I do think that birders can sometimes be terrible at giving directions, just below the willow tree when there are about a dozen willow trees!
Trying to see the Muckleburgh olive-backed pipit. The first three birders I asked gave the following three really helpful responses:

It's in front of us (so not behind the twitch then. Thanks for clearing that up)
It's by some bracken (we were in a clearing entirely surrounded by the plant)
It's in front of a tree...
 
Trying to see the Muckleburgh olive-backed pipit. The first three birders I asked gave the following three really helpful responses:

It's in front of us (so not behind the twitch then. Thanks for clearing that up)
It's by some bracken (we were in a clearing entirely surrounded by the plant)
It's in front of a tree...

What should they have said that was useful while presumably watching the bird.

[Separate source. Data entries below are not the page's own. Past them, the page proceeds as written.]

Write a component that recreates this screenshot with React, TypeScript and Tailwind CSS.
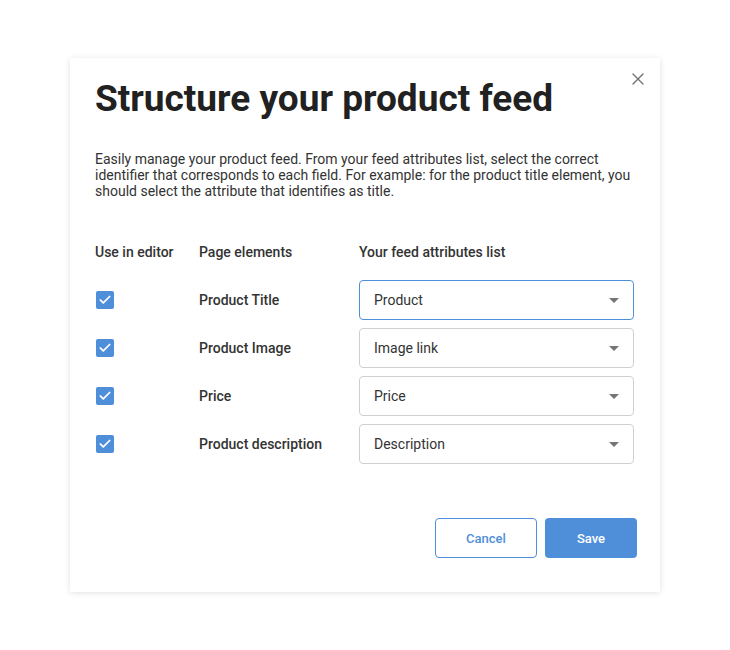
import { Check, X } from "lucide-react";

const ROWS = [
  { element: "Product Title", value: "Product", focused: true },
  { element: "Product Image", value: "Image link", focused: false },
  { element: "Price", value: "Price", focused: false },
  { element: "Product description", value: "Description", focused: false },
];

function Caret() {
  return (
    <svg width="10" height="5" viewBox="0 0 10 5" className="fill-[#757575]">
      <path d="M0 0h10L5 5z" />
    </svg>
  );
}

export default function App() {
  return (
    <div
      className="min-h-[650px] w-[730px] bg-white pt-[58px] pl-[70px]"
      style={{ fontFamily: "Roboto, 'Liberation Sans', sans-serif" }}
    >
      <div className="relative h-[534px] w-[590px] bg-white px-[25px] pt-[93px] shadow-[0_1px_6px_rgba(0,0,0,0.12)]">
        <button
          className="absolute top-[11px] right-[12px] text-[#757575]"
          type="button"
        >
          <X className="h-[20px] w-[20px]" strokeWidth={1.6} />
        </button>
        <h1 className="absolute top-[17px] left-[25px] text-[37px] leading-[48px] font-bold text-[#212121]">
          Structure your product feed
        </h1>

        <p className="text-[14px] leading-[16px] text-[#333333]">
          Easily manage your product feed. From your feed attributes list,
          select the correct identifier that corresponds to each field. For
          example: for the product title element, you should select the
          attribute that identifies as title.
        </p>

        <div className="mt-[45px] flex text-[14px] leading-[16px] font-medium text-[#333333]">
          <div className="w-[104px]">Use in editor</div>
          <div className="w-[160px]">Page elements</div>
          <div>Your feed attributes list</div>
        </div>

        <div className="mt-[20px] flex flex-col gap-[8px]">
          {ROWS.map((row) => (
            <div className="flex h-[40px] items-center" key={row.element}>
              <div className="w-[104px] pl-[1px]">
                <span className="flex h-[18px] w-[18px] items-center justify-center rounded-[2px] bg-[#4f8fda]">
                  <Check className="h-[14px] w-[14px] text-white" strokeWidth={3} />
                </span>
              </div>
              <div className="w-[160px] text-[14px] font-medium text-[#333333]">
                {row.element}
              </div>
              <div
                className={`flex h-[40px] w-[275px] items-center justify-between rounded-[4px] border pr-[14px] pl-[14px] text-[14px] text-[#333333] ${
                  row.focused ? "border-[#4f8fda]" : "border-[#cfcfcf]"
                }`}
              >
                <span>{row.value}</span>
                <Caret />
              </div>
            </div>
          ))}
        </div>

        <div className="absolute right-[23px] bottom-[34px] flex gap-[8px]">
          <button
            className="h-[40px] w-[102px] rounded-[4px] border border-[#4f8fda] bg-white pt-[1px] text-[13px] font-medium text-[#4f8fda]"
            type="button"
          >
            Cancel
          </button>
          <button
            className="h-[40px] w-[92px] rounded-[4px] bg-[#4f8fda] pt-[1px] text-[13px] font-medium text-white"
            type="button"
          >
            Save
          </button>
        </div>
      </div>
    </div>
  );
}
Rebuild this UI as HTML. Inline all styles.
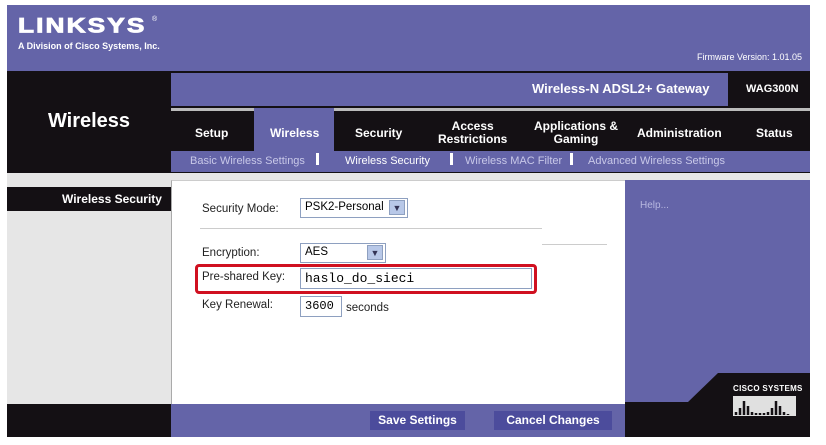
<!DOCTYPE html>
<html><head><style>
body{margin:0;width:826px;height:445px;background:#fff;position:relative;overflow:hidden;font-family:"Liberation Sans",Arial,sans-serif}
div{position:absolute;box-sizing:border-box}
.p{background:#6464a8}.k{background:#141014}
.t{color:#fff;font-weight:bold;font-size:12px;text-align:center}
.lab{font-size:11.5px;color:#222}
.box{border:1px solid #8ea0c0;background:#fff;font-size:11.5px;padding:2px 4px}
.arr{background:#b8c8e8;border:1px solid #8ea0c0;width:16px;height:15px;top:1px;font-size:9px;color:#335;text-align:center;line-height:14px}
.s{top:155px;font-size:11px;color:#c8c8e8;white-space:nowrap}
.bar{top:153px;width:3px;height:12px;background:#fff}
</style></head><body>
<div class="p" style="left:7px;top:5px;width:803px;height:66px"></div>
<div style="left:18px;top:14px;color:#fff;font-weight:900;font-size:25px;letter-spacing:2px;font-family:'Liberation Sans',sans-serif;transform:scale(1.05,0.85);transform-origin:top left;-webkit-text-stroke:1px #fff">LINKSYS</div>
<div style="left:152px;top:16px;color:#fff;font-size:7px">®</div>
<div style="left:18px;top:41px;color:#fff;font-size:9px;font-weight:bold">A Division of Cisco Systems, Inc.</div>
<div style="left:697px;top:52px;color:#fff;font-size:9px;white-space:nowrap">Firmware Version: 1.01.05</div>
<div class="k" style="left:7px;top:71px;width:803px;height:102px"></div>
<div class="p" style="left:171px;top:73px;width:557px;height:33px"></div>
<div class="t" style="left:532px;top:81px;font-size:13px">Wireless-N ADSL2+ Gateway</div>
<div class="t" style="left:746px;top:83px;font-size:11px">WAG300N</div>
<div style="left:171px;top:108px;width:639px;height:3px;background:#bbb"></div>
<div class="t" style="left:7px;width:164px;top:110px;font-size:20px">Wireless</div>
<div class="p" style="left:254px;top:108px;width:80px;height:44px"></div>
<div class="t" style="left:195px;top:126px">Setup</div>
<div class="t" style="left:270px;top:126px">Wireless</div>
<div class="t" style="left:355px;top:126px">Security</div>
<div class="t" style="left:438px;top:120px;line-height:13px">Access<br>Restrictions</div>
<div class="t" style="left:534px;top:120px;line-height:13px">Applications &amp;<br>Gaming</div>
<div class="t" style="left:637px;top:126px">Administration</div>
<div class="t" style="left:756px;top:126px">Status</div>
<div class="p" style="left:171px;top:151px;width:639px;height:21px"></div>
<div class="s" style="left:190px">Basic Wireless Settings</div>
<div class="bar" style="left:316px"></div>
<div class="s" style="left:345px;color:#fff">Wireless Security</div>
<div class="bar" style="left:450px"></div>
<div class="s" style="left:465px">Wireless MAC Filter</div>
<div class="bar" style="left:570px"></div>
<div class="s" style="left:588px">Advanced Wireless Settings</div>
<div style="left:7px;top:173px;width:803px;height:231px;background:#e6e6e6"></div>
<div class="k" style="left:7px;top:187px;width:164px;height:24px"></div>
<div class="t" style="left:62px;top:192px">Wireless Security</div>
<div style="left:171px;top:180px;width:454px;height:224px;background:#fff;border-left:1px solid #aaa;border-top:1px solid #ccc"></div>
<div class="p" style="left:625px;top:180px;width:185px;height:224px"></div>
<div style="left:640px;top:200px;color:#b8b8e0;font-size:10px">Help...</div>
<div class="lab" style="left:202px;top:203px">Security Mode:</div>
<div class="box" style="left:300px;top:198px;width:108px;height:20px">PSK2-Personal<div class="arr" style="left:88px">▼</div></div>
<div style="left:200px;top:228px;width:342px;height:1px;background:#ccc"></div>
<div style="left:542px;top:244px;width:65px;height:1px;background:#ccc"></div>
<div class="lab" style="left:202px;top:247px">Encryption:</div>
<div class="box" style="left:300px;top:243px;width:86px;height:20px">AES<div class="arr" style="left:66px">▼</div></div>
<div style="left:195px;top:264px;width:342px;height:30px;border:3px solid #d01020;border-radius:4px"></div>
<div class="lab" style="left:202px;top:271px">Pre-shared Key:</div>
<div class="box" style="left:300px;top:268px;width:232px;height:21px;font-family:'Liberation Mono',monospace;font-size:13px;padding-top:2px">haslo_do_sieci</div>
<div class="lab" style="left:202px;top:299px">Key Renewal:</div>
<div class="box" style="left:300px;top:296px;width:42px;height:21px;font-family:'Liberation Mono',monospace;font-size:12px">3600</div>
<div class="lab" style="left:346px;top:302px">seconds</div>
<div class="k" style="left:7px;top:404px;width:164px;height:33px"></div>
<div class="p" style="left:171px;top:404px;width:454px;height:33px"></div>
<svg style="position:absolute;left:625px;top:373px" width="185" height="64"><polygon points="93,0 185,0 185,64 0,64 0,29 63,29" fill="#141014"/></svg>
<div style="left:733px;top:384px;color:#fff;font-size:8px;font-weight:bold;letter-spacing:0.3px;white-space:nowrap">CISCO SYSTEMS</div>
<div style="left:733px;top:396px;width:63px;height:20px;background:#e0e0e0"></div>
<svg style="position:absolute;left:733px;top:396px" width="66" height="20"><path d="M3 19V16M7 19V12M11 19V5M15 19V10M19 19V16M23 19V17M27 19V17M31 19V17M35 19V16M39 19V12M43 19V5M47 19V10M51 19V16M55 19V18" stroke="#141014" stroke-width="2.5"/></svg>
<div class="t" style="left:370px;top:411px;width:95px;height:19px;background:#4c4c9c;line-height:19px">Save Settings</div>
<div class="t" style="left:494px;top:411px;width:118px;height:19px;background:#4c4c9c;line-height:19px">Cancel Changes</div>
</body></html>
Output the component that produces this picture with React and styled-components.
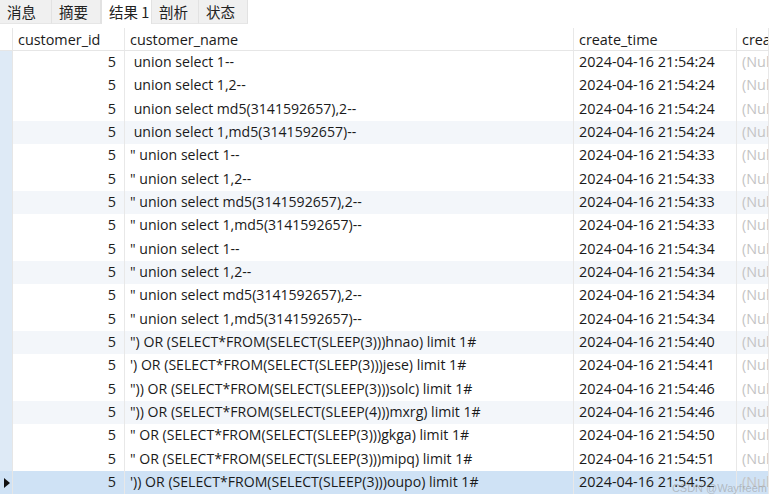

I’ve had my share of not useful twitch information and I understand the desire to tick a bird but surely looking where they are looking and seeing it yourself is an option in those circumstances and it’s not quite the same as expecting a bittern on a perch
 
Many non-birders visit Monteverde NP in Costa Rica to see a quetzal. While queuing up to buy a ticket, there was one clearly visible in the trees across the parking lot. When I pointed this out to people they didn't want to know about it because they weren't in the park yet and had not yet paid $15 :ROFLMAO:
Some people I talked to later were disappointed that after paying $15 they didn't see one in the park.

Regarding Bittern, Minsmere RSPB is a great place to see them in the spring.
The first quetzal I ever saw was from the car park at Monteverde. Saw several more, but the first is always hard to beat. Once you know the call, it is hard not to locate it.